Undoubtedly. London was my real school. In the 1980s, the market was extraordinary: every day we visited galleries and dealers, attended every auction, and viewed thousands of works. I would make an initial selection, present the pieces to Francesca, and then we would decide together what to acquire. Our eye was formed in this manner, through daily practice.
Is it this very same eye that led you to rediscover Christopher Dresser?
The starting point was our relationship with the English art scene and with figures like Michael Whiteway, a scholar-dealer. In England, there are revolutionary figures who have been entirely forgotten, even within their own country. Before the 2002 exhibition at the Triennale in Milan, Dresser was practically unknown—even today, the precise location of his grave remains uncertain, likely a pauper’s grave in Alsace. Yet he was an extraordinary pioneer: the only English architect to travel to Japan between 1860 and 1870, when the country was still closed to foreigners. He visited four hundred manufacturers, published a seminal book on the subject, and upon his return designed objects—coffee pots, milk jugs, furniture, armchairs, chairs—that anticipated the Bauhaus and contemporary design.
A forgotten visionary…
Yes, and our work has been to place him within a lineage that starts from the late eighteenth century—with George Bullock and Pugin the Elder—extends to Godwin, and culminates in Modernism. Our collection aims to help fill these gaps in the history of the decorative arts.

In 2015, you left your home in London and relocated both your residence and the collection to Palazzo Butera. How did this transition come about?
The choice of Palazzo Butera happened entirely by chance. I accompanied a friend who was house-hunting and found the city to be extraordinarily beautiful. At that point, I told Massimo to come to Palermo, and eventually we discovered the palazzo and decided to buy it. For twenty years we had been trying to finalise a project in Milan, which never came to fruition. We wanted the collection to find a context genuinely capable of welcoming our ideas. It did not work out in Milan, nor in Cambridge or Oxford, where we loaned works from 2016 to 2020.
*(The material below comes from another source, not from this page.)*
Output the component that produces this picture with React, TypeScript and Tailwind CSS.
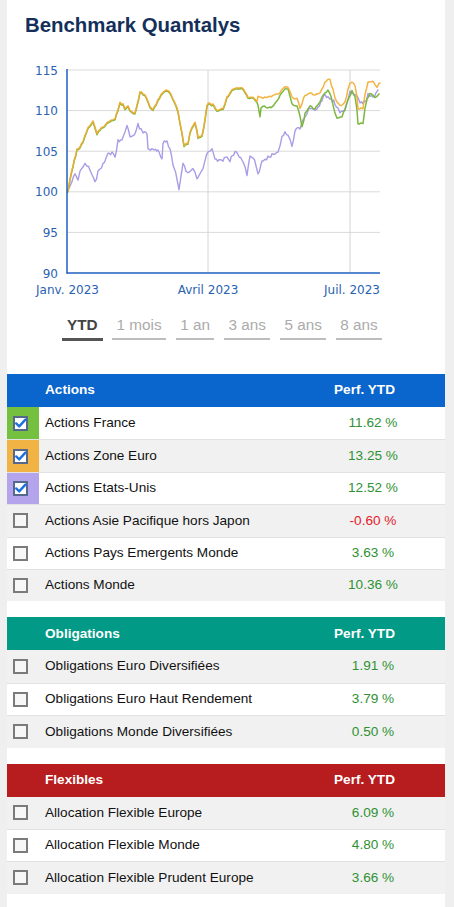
import React from "react";

type P = [number, number];

const common: P[] = [[67,192],[68,190],[70,178],[73,165],[77,150],[80,146],[83,142],[86,133],[88,128],[91,124],[93,122],[95,128],[97,133],[100,130],[103,127],[106,124],[110,120],[113,119],[115,118],[118,110],[120,102],[123,104],[125,108],[128,105],[130,110],[132,112],[135,113],[137,105],[140,92],[143,93],[145,95],[148,102],[150,106],[153,110],[156,104],[158,100],[161,94],[163,92],[166,90],[168,90],[171,94],[173,98],[176,105],[178,112],[180,122],[182,132],[184,145],[186,144],[188,143],[190,133],[192,127],[195,123],[197,130],[198,137],[202,135],[204,125],[207,105],[210,103],[213,105],[217,110],[220,109],[223,108],[225,103],[227,97],[230,92],[232,90],[235,89],[237,88],[240,88],[242,88],[245,92],[248,97],[251,97],[253,97],[255,99],[257,102]];

const orangeTail: P[] = [[258,97],[261,98],[263,98],[266,97],[268,97],[271,96],[273,95],[277,94],[280,93],[283,88],[286,87],[288,87],[290,92],[292,97],[295,98],[297,98],[300,108],[302,103],[305,95],[308,94],[310,93],[313,94],[315,95],[318,94],[320,92],[323,88],[325,82],[328,80],[330,80],[333,90],[335,98],[338,103],[340,105],[343,104],[345,102],[348,90],[350,83],[353,83],[355,85],[357,96],[358,108],[361,108],[363,108],[365,95],[368,83],[371,82],[373,82],[375,85],[377,87],[379,84],[380,83]];

const greenTail: P[] = [[258,105],[260,115],[261,108],[263,105],[266,106],[268,107],[271,106],[273,105],[277,100],[280,95],[283,90],[286,88],[288,88],[290,96],[292,103],[295,104],[297,105],[300,115],[302,125],[304,118],[305,112],[308,108],[310,105],[313,107],[315,108],[318,104],[320,100],[323,95],[325,92],[328,90],[331,96],[333,105],[335,112],[337,117],[340,116],[342,115],[345,108],[347,102],[350,95],[352,90],[355,95],[357,108],[358,122],[361,122],[363,122],[365,108],[367,98],[370,92],[373,95],[375,97],[377,95],[379,93]];

const purple: P[] = [[67,192],[68,190],[70,186],[72,182],[75,173],[78,180],[80,172],[82,167],[85,165],[87,165],[90,170],[92,175],[95,183],[98,172],[100,168],[103,165],[106,158],[108,155],[112,153],[115,158],[118,140],[122,140],[125,132],[127,125],[130,137],[133,137],[136,130],[138,125],[141,130],[143,133],[147,133],[148,150],[153,150],[158,150],[162,160],[163,142],[167,142],[170,148],[173,165],[177,178],[179,190],[181,175],[183,165],[186,170],[188,173],[191,170],[193,168],[195,174],[197,180],[200,175],[203,170],[205,160],[208,152],[212,150],[215,160],[219,160],[223,160],[227,157],[230,160],[235,152],[238,155],[242,160],[245,168],[247,175],[250,157],[253,157],[256,165],[258,175],[262,162],[268,157],[272,155],[275,153],[278,153],[280,145],[282,135],[285,133],[288,135],[290,140],[292,147],[295,130],[300,128],[303,120],[307,113],[310,108],[315,110],[318,108],[322,100],[325,95],[328,97],[330,98],[335,103],[338,108],[340,113],[345,112],[348,100],[350,92],[355,93],[358,98],[360,102],[365,103],[368,95],[370,96],[373,98],[376,94],[378,90]];

function rnd(i: number, seed: number) {
  const s = Math.sin(i * 12.9898 + seed * 78.233) * 43758.5453;
  return s - Math.floor(s);
}

function densify(pts: P[], amp: number, seed: number, dy = 0): string {
  const out: string[] = [];
  for (let k = 0; k < pts.length - 1; k++) {
    const [x0, y0] = pts[k];
    const [x1, y1] = pts[k + 1];
    const n = Math.max(1, Math.round((x1 - x0) / 1.4));
    for (let j = 0; j < n; j++) {
      const t = j / n;
      const x = x0 + (x1 - x0) * t;
      let y = y0 + (y1 - y0) * t;
      if (k > 0 || j > 0) y += (rnd(Math.round(x * 10), seed) - 0.5) * amp;
      out.push(`${x.toFixed(2)},${(y + dy).toFixed(2)}`);
    }
  }
  const last = pts[pts.length - 1];
  out.push(`${last[0]},${last[1] + dy}`);
  return out.join(" ");
}

const orangePts = densify([...common, ...orangeTail], 2.2, 1);
const greenPts = densify([...common, ...greenTail], 2.2, 1, 0.9);
const purplePts = densify(purple, 3.4, 7);

const yVal = (v: number) => 70 + (115 - v) * 8.12;

function Chart() {
  const labels = [115, 110, 105, 100, 95, 90];
  const axisText = "#2a62b2";
  const font = "'DejaVu Sans', Verdana, sans-serif";
  return (
    <svg width={438} height={263} viewBox="7 37 438 263" className="block">
      <defs>
        <clipPath id="plot">
          <rect x={67} y={60} width={316} height={213} />
        </clipPath>
      </defs>
      {labels.slice(0, 5).map((v) => (
        <line key={v} x1={67} x2={380} y1={yVal(v)} y2={yVal(v)} stroke="#dadada" strokeWidth={1} />
      ))}
      <line x1={208} x2={208} y1={70} y2={273} stroke="#d4d4d4" strokeWidth={1} />
      <line x1={350} x2={350} y1={70} y2={273} stroke="#d4d4d4" strokeWidth={1} />
      <g clipPath="url(#plot)" fill="none" strokeLinejoin="round" strokeLinecap="round">
        <polyline points={purplePts} stroke="#aa9ce6" strokeWidth={1.4} />
        <polyline points={greenPts} stroke="#7cb840" strokeWidth={1.5} />
        <polyline points={orangePts} stroke="#f2ac30" strokeWidth={1.5} strokeOpacity={0.9} />
      </g>
      <line x1={67} x2={67} y1={69} y2={273.5} stroke="#1e5fc0" strokeWidth={1.5} />
      <line x1={66.5} x2={380} y1={273} y2={273} stroke="#1e5fc0" strokeWidth={1.5} />
      {labels.map((v) => (
        <text key={v} x={58} y={yVal(v) + 4.5} textAnchor="end" fontFamily={font} fontSize={12} fill={axisText}>
          {v}
        </text>
      ))}
      <text x={67.5} y={293.5} textAnchor="middle" fontFamily={font} fontSize={12} fill={axisText}>Janv. 2023</text>
      <text x={208} y={293.5} textAnchor="middle" fontFamily={font} fontSize={12} fill={axisText}>Avril 2023</text>
      <text x={380} y={293.5} textAnchor="end" fontFamily={font} fontSize={12} fill={axisText}>Juil. 2023</text>
    </svg>
  );
}

function CheckBox({ checked }: { checked: boolean }) {
  if (checked) {
    return (
      <svg width={15} height={15} viewBox="0 0 15 15" className="block">
        <rect x={1} y={1} width={13} height={13} fill="#ffffff" stroke="#56698c" strokeWidth={2} />
        <path d="M3.2 7.4 L6.2 10.4 L12.4 3.6" fill="none" stroke="#1f6fde" strokeWidth={2.4} strokeLinecap="round" strokeLinejoin="round" />
      </svg>
    );
  }
  return (
    <svg width={15} height={15} viewBox="0 0 15 15" className="block">
      <rect x={1} y={1} width={13} height={13} fill="#f7f7f7" stroke="#7b7b7b" strokeWidth={2} />
    </svg>
  );
}

type Row = { name: string; perf: string; neg?: boolean; color?: string };

function Section({ title, headerBg, rows, firstGray, className }: { title: string; headerBg: string; rows: Row[]; firstGray: boolean; className: string }) {
  return (
    <div className={className}>
      <div className={`flex h-[33px] items-center text-white font-bold text-[13.6px] ${headerBg}`}>
        <div className="w-[32px] shrink-0" />
        <div className="flex-1 pl-[6px]">{title}</div>
        <div className="pr-[50px]">Perf. YTD</div>
      </div>
      {rows.map((r, i) => {
        const gray = firstGray ? i % 2 === 0 : i % 2 === 1;
        return (
          <div
            key={r.name}
            className={`flex h-[32.4px] items-stretch text-[13.6px] ${i > 0 ? "border-t border-[#e2e2e2]" : ""} ${gray ? "bg-[#f1f1f1]" : "bg-white"}`}
          >
            <div className="w-[32px] shrink-0 flex items-center pl-[6px]" style={r.color ? { backgroundColor: r.color } : undefined}>
              <CheckBox checked={!!r.color} />
            </div>
            <div className="flex-1 flex items-center pl-[6px] text-[#111111]">{r.name}</div>
            <div className={`w-[144px] flex items-center justify-center ${r.neg ? "text-[#e3202a]" : "text-[#2f9134]"}`}>{r.perf}</div>
          </div>
        );
      })}
    </div>
  );
}

export default function App() {
  const tabs = ["YTD", "1 mois", "1 an", "3 ans", "5 ans", "8 ans"];
  return (
    <div className="w-[454px] h-[907px] bg-[#efefef] overflow-hidden" style={{ fontFamily: "'Liberation Sans', Arial, sans-serif" }}>
      <div className="ml-[7px] w-[438px] h-full bg-white">
        <h1 className="pt-[13px] pl-[18px] text-[20.4px] leading-[24px] font-bold text-[#14305a]">Benchmark Quantalys</h1>
        <Chart />
        <div className="mt-[16px] flex items-start gap-[9.5px] pl-[55px]">
          {tabs.map((t, i) => (
            <div
              key={t}
              className={
                i === 0
                  ? "px-[5px] pb-[4px] leading-[18px] text-[15.3px] font-bold text-[#444444] border-b-[3px] border-[#555555]"
                  : "px-[4.5px] pb-[4px] leading-[18px] text-[15.3px] text-[#ababab] border-b-[2px] border-[#bdbdbd]"
              }
            >
              {t}
            </div>
          ))}
        </div>
        <Section
          className="mt-[33px]"
          title="Actions"
          headerBg="bg-[#0a66cc]"
          firstGray={false}
          rows={[
            { name: "Actions France", perf: "11.62 %", color: "#75c03f" },
            { name: "Actions Zone Euro", perf: "13.25 %", color: "#f0b344" },
            { name: "Actions Etats-Unis", perf: "12.52 %", color: "#b4a4ec" },
            { name: "Actions Asie Pacifique hors Japon", perf: "-0.60 %", neg: true },
            { name: "Actions Pays Emergents Monde", perf: "3.63 %" },
            { name: "Actions Monde", perf: "10.36 %" },
          ]}
        />
        <Section
          className="mt-[16px]"
          title="Obligations"
          headerBg="bg-[#009a86]"
          firstGray={true}
          rows={[
            { name: "Obligations Euro Diversifiées", perf: "1.91 %" },
            { name: "Obligations Euro Haut Rendement", perf: "3.79 %" },
            { name: "Obligations Monde Diversifiées", perf: "0.50 %" },
          ]}
        />
        <Section
          className="mt-[16px]"
          title="Flexibles"
          headerBg="bg-[#b71c1e]"
          firstGray={true}
          rows={[
            { name: "Allocation Flexible Europe", perf: "6.09 %" },
            { name: "Allocation Flexible Monde", perf: "4.80 %" },
            { name: "Allocation Flexible Prudent Europe", perf: "3.66 %" },
          ]}
        />
      </div>
    </div>
  );
}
Why Palermo, specifically?
Palermo is a city on the margins of the great financial systems, not yet flattened by uniformity. It is a city full of possibilities.
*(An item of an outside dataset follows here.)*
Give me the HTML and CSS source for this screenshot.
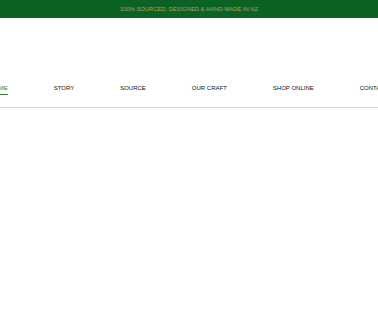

The restoration project of the palazzo was monumental. How did your sensitivity as collectors guide the recovery of the building?
The restoration begins from a philological reconstruction, followed, however, by a deliberate attempt to “forget” philology in order to display the collection as it would be in a home. The arrangement of the works is our language. The displays bring to light the personalities of the artists, far removed from traditional museum models. There are no chronological or thematic arrangements, nor any captions.
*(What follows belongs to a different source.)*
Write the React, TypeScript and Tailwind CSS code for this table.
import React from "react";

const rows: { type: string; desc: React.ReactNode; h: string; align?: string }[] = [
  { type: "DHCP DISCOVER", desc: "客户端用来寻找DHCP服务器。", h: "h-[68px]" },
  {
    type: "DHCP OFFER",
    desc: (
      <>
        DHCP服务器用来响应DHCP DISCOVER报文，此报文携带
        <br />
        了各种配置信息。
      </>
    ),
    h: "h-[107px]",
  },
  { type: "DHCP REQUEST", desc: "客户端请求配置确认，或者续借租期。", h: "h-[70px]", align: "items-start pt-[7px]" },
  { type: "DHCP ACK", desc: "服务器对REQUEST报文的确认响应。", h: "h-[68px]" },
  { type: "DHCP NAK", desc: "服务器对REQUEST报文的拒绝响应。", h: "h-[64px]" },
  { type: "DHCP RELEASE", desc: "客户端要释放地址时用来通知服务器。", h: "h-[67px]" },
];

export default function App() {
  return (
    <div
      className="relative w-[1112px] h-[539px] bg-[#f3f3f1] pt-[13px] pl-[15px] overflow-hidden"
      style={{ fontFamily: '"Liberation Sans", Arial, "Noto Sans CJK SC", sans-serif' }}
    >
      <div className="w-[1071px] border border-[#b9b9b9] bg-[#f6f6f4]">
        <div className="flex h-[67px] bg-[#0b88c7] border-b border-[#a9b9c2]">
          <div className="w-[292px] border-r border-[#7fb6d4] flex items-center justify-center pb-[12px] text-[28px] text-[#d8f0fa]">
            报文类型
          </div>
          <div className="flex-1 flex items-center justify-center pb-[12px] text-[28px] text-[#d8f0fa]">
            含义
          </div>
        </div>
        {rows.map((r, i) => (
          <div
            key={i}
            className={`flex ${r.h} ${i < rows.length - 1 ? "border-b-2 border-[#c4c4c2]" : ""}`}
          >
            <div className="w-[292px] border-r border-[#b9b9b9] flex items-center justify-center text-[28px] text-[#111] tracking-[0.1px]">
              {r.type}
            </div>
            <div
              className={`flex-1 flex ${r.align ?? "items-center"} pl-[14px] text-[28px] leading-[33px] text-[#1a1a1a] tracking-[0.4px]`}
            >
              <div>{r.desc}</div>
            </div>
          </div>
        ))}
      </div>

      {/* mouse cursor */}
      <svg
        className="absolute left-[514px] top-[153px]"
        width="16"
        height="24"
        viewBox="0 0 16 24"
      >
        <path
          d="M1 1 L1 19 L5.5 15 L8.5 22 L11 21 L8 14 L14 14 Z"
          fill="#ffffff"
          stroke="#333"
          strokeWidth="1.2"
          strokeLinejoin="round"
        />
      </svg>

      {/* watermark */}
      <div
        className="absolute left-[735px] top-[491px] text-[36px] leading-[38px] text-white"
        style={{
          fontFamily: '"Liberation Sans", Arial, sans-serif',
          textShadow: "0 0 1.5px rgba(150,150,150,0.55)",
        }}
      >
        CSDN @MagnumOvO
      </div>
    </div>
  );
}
What is your relationship today with art critics and historians?
We have never had advisors in the proper sense, but our relationships with scholars like Giuliano Briganti and Federico Zeri were very important. Rather than allowing ourselves to be guided, we sought to steer them toward the themes that interested us.
Today, many major cultural projects stem from private initiative. In your opinion, what does this phenomenon reveal?
The history of art has always been nourished by collectors: great museums derive from great private collections. Perhaps what is lacking today is the capacity to recognise the collectors of our own time and to establish a genuine dialogue with them.
Is there a specific work at Palazzo Butera that you would advise visitors not to miss?
Every single one — without exception.